About Us

Welcome to our blog, describing our voyage aboard the two BRAVO's; the first boat a Kelly Peterson 46 with homeport in Seattle, Washington. The second is a Boreal 52, launched in Treguier, France in February 2020.

We headed south from Seattle in 2010, and have been voyaging in one form or another since. Cheers, Adam and Cindi


"As for me, I am tormented by an everlasting itch for things remote.
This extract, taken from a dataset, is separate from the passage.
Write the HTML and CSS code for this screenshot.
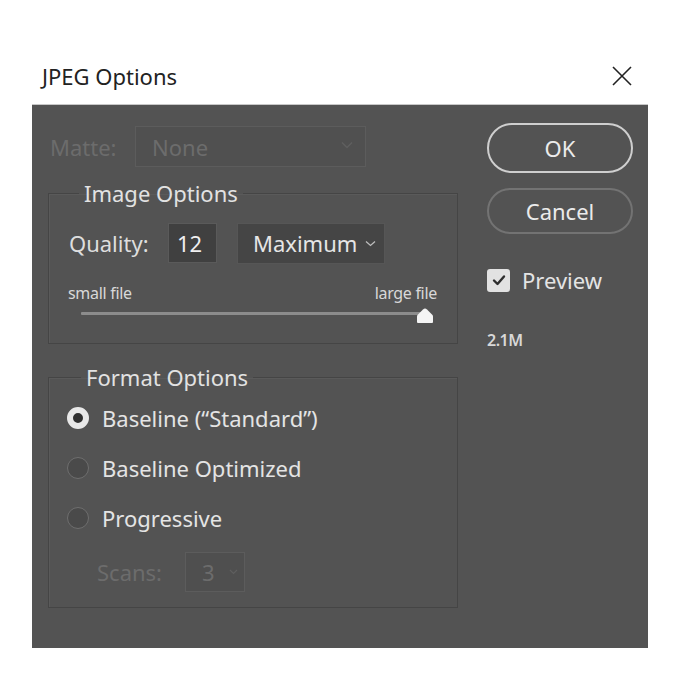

I love to sail forbidden seas, and land on barbarous coasts." -Herman Melville, 1844



Wednesday, August 23, 2017

Port Vila, Vanuatu's "Big Papaya"

Since the last post, it's been a great month of continued exploration of both the cities and remote villages of this wonderful country.

Port Vila

After enjoying the warmth and welcome of the villagers on the more remote islands, we headed into the "big city", Port Vila on Efate Island, unsure of what to expect.  Though perhaps not as big as most national capital cities, Vila, with her population of 44,000, is the economic and political center of the country.  For many Nivan people, a move to Vila represents the best (or only) way to earn any cash, as life in the island villages is typically subsistence and barter based.  As a result, it was uncommon to meet any folks actually from Vila, or even it's island, Efate.
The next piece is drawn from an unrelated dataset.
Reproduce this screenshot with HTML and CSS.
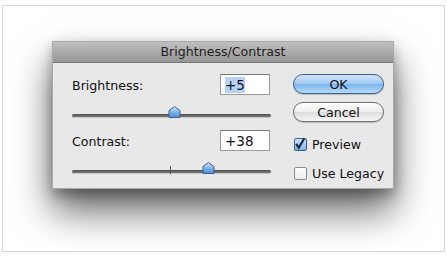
FILE: index.html
```html
<!DOCTYPE html>
<html lang="en">
<head>
  <meta charset="UTF-8">
  <title>Brightness/Contrast</title>
  <link rel="stylesheet" href="styles.css">
</head>
<body>
  <div class="frame">
    <div class="dialog">
      <div class="titlebar">Brightness/Contrast</div>
      <div class="dialog-body">
        <div class="controls">
          <div class="field-row">
            <span class="label">Brightness:</span>
            <span class="value-box"><span class="selected">+5</span></span>
          </div>
          <div class="slider">
            <div class="track"></div>
            <svg class="thumb" style="left: 96px" width="13" height="12" viewBox="0 0 13 12">
              <defs>
                <linearGradient id="thumbFill" x1="0" y1="0" x2="0" y2="1">
                  <stop offset="0" stop-color="#d6e8fb"/>
                  <stop offset="0.5" stop-color="#7fb3ea"/>
                  <stop offset="1" stop-color="#4a8fdc"/>
                </linearGradient>
              </defs>
              <path d="M6.5 0.5 L12 4.5 L12 11.5 L1 11.5 L1 4.5 Z" fill="url(#thumbFill)" stroke="#3a5f8f" stroke-width="1"/>
            </svg>
          </div>
          <div class="field-row">
            <span class="label">Contrast:</span>
            <span class="value-box">+38</span>
          </div>
          <div class="slider">
            <div class="track"></div>
            <div class="tick" style="left: 98px"></div>
            <svg class="thumb" style="left: 130px" width="13" height="12" viewBox="0 0 13 12">
              <path d="M6.5 0.5 L12 4.5 L12 11.5 L1 11.5 L1 4.5 Z" fill="url(#thumbFill)" stroke="#3a5f8f" stroke-width="1"/>
            </svg>
          </div>
        </div>
        <div class="actions">
          <button class="btn btn-default">OK</button>
          <button class="btn">Cancel</button>
          <label class="check check-first">
            <span class="box box-on">
              <svg width="14" height="15" viewBox="0 0 14 15">
                <path d="M2.5 8 L5.5 12.5 L12 1.5" fill="none" stroke="#1a2a44" stroke-width="2.4"/>
              </svg>
            </span>
            Preview
          </label>
          <label class="check">
            <span class="box"></span>
            Use Legacy
          </label>
        </div>
      </div>
    </div>
  </div>
</body>
</html>
```

FILE: styles.css
```css
/* page */
body {
  margin: 0;
  background: #fff;
  font-family: "DejaVu Sans", "Liberation Sans", sans-serif;
  font-size: 12.6px;
  color: #111;
}

/* light frame round the picture */
.frame {
  margin: 5px 2px 1px 2px;
  height: 247px;
  border: 1px solid #d6d6d6;
  padding: 35px 0 0 49px;
  box-sizing: border-box;
}

/* the dialog window */
.dialog {
  width: 342px;
  height: 148px;
  background: #e8e8e8;
  border: 1px solid #a9a9a9;
  box-sizing: border-box;
  box-shadow: 0 22px 36px rgba(0, 0, 0, 0.6), 0 6px 12px rgba(0, 0, 0, 0.3);
}

.titlebar {
  height: 20px;
  line-height: 20px;
  text-align: center;
  color: #1c1c1c;
  background: linear-gradient(#c0c0c0, #969696);
  border-bottom: 1px solid #777;
}

.dialog-body {
  display: flex;
  gap: 24px;
  padding: 11px 0 0 19px;
}

/* left column: labels, values and sliders */
.controls {
  width: 197px;
  display: flex;
  flex-direction: column;
}

.field-row {
  height: 21px;
  display: flex;
  align-items: center;
  justify-content: space-between;
}

.label {
  padding-top: 1px;
}

.value-box {
  width: 50px;
  height: 21px;
  box-sizing: border-box;
  background: #fff;
  border: 1px solid #9a9a9a;
  border-top-color: #7a7a7a;
  padding: 2px 0 0 4px;
  margin-right: -1px;
  font-size: 13.5px;
  line-height: 16px;
}

.selected {
  background: #b5d3f7;
}

.slider {
  position: relative;
  height: 35px;
}

.track {
  position: absolute;
  left: 0;
  right: -2px;
  top: 19px;
  height: 3px;
  border-radius: 2px;
  background: linear-gradient(#4e4e4e, #7a7a7a);
  box-shadow: 0 1px 0 #c4c4c4;
}

.tick {
  position: absolute;
  top: 15px;
  width: 1px;
  height: 8px;
  background: #555;
}

.thumb {
  position: absolute;
  top: 11px;
}

/* right column: buttons and checkboxes */
.actions {
  width: 91px;
  display: flex;
  flex-direction: column;
  align-items: flex-start;
}

.btn {
  width: 91px;
  height: 20px;
  border-radius: 10px;
  border: 1px solid #6e6e6e;
  background: linear-gradient(#ffffff, #eeeeee 50%, #dcdcdc 51%, #f6f6f6);
  font-family: inherit;
  font-size: 12.6px;
  color: #111;
  padding: 0;
  margin-bottom: 8px;
  box-shadow: 0 1px 1px rgba(0, 0, 0, 0.2);
}

.btn-default {
  border-color: #3b5f8e;
  background: linear-gradient(#d4e6fa, #9ec8f3 50%, #7db5ee 51%, #b8dbfb);
}

.check {
  display: flex;
  align-items: center;
  gap: 5px;
  height: 13px;
  margin: 16px 0 0 1px;
  white-space: nowrap;
}

.check-first {
  margin-top: 8px;
}

.box {
  flex: none;
  width: 13px;
  height: 13px;
  box-sizing: border-box;
  border: 1px solid #8a8a8a;
  border-radius: 2px;
  background: linear-gradient(#ffffff, #ececec);
  display: flex;
}

.box-on {
  border-color: #3b5f8e;
  background: linear-gradient(#cfe3f9, #7fb3ea);
  overflow: visible;
}

.box-on svg {
  margin: -3px 0 0 -1px;
}
```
We were happy to get a mooring at Yachting World, the hub of cruising info and services in the area.  While the owner was a cranky old thing, longtime lead staffers Moses and Lemara could not have been more accommodating, making us feel right at home in the nation's "Big Papaya".

We spent a bit over a week in Port Vila, taking care of business, accessing internet for the first time in a while, eating in restaurants, fueling and provisioning, diving and generally playing tourist.  Adam also got his Vanuatu ham radio callsign, YJ0ST to play geek in the coming weeks.  All in all, not a bad interlude.  We sort of liked the place, though in our outlook, the simpler life on the outer islands has much more appeal.  Here's a quick look at Efate Island.......

Together with Rich and Cindy from s/v Legacy, we hired a taxi for a day to tour the island.  Efate has one main road running around the perimeter of the island, so sightseeing was fairly straightforward.


The "Blue Lagoon", a great swimming hole






Classic Ni-van string band.  These guys were great!!!


Typical relic of WWII rotting in Havannah Harbor, named for the cigars the American GI's smoked while stationed here.



Rust in Peace!!!

We did get to enjoy kava, the Pacific elixir, at a local "nakamal", or kava bar.  The kava in Vanuatu is known by connoisseurs as the strongest to be found anywhere, and we couldn't argue.  Just a couple of bowls put us into our happy place.  Here, Cindi at the trough, where it seems customary to hawk and spit both before and after slurping down a bowl!!!

Bottoms up!!!


We enjoyed a fun day of diving at Moso Island with Tranquility Diving and turtle sanctuary.  Lots of hawksbill turtles both pre and after release,  nice to see folks looking after the little rascals.








The Legacy crew ready to get wet











Cindi may be exaggerating a bit about the size of the turtle she just saw!!!


Whoever invented triggerfish???   "I'll have whatever he's having" !!!

Orangestriped triggerfish




Blackbelly Picasso triggerfish






We enjoyed our brief stay in Port Vila, but were anxious to get back out to the more remote islands, the heart and soul of Vanuatu.....next up, Epi Island for Vanuatu Independence Day.....



1 comment:

  1. Great pics again guys! If you have time to stop at Lelepa Island on the west side of Efate, please say "Hi" to chief Rubin and wife Mary from the crew of Blue Rodeo. He's a delightful chap and very proud of having served in the Australian Army. There's really good snorkeling just south of the west-side anchorage where he lives. Also, please budget time for diving the North Reef Wall at Tongoa Island. Although there's a village on the southwest corner of the island, you can anchor Bravo along a roadstead further north about 1.5 miles south of the north end and go ashore there to meet the chief (for that part of the island) and ask for permission to dive. The first year there, we paid $5 USD/pp but were asked for $25/pp the next year. We negotiated that back down to $5 a head. Have a great time!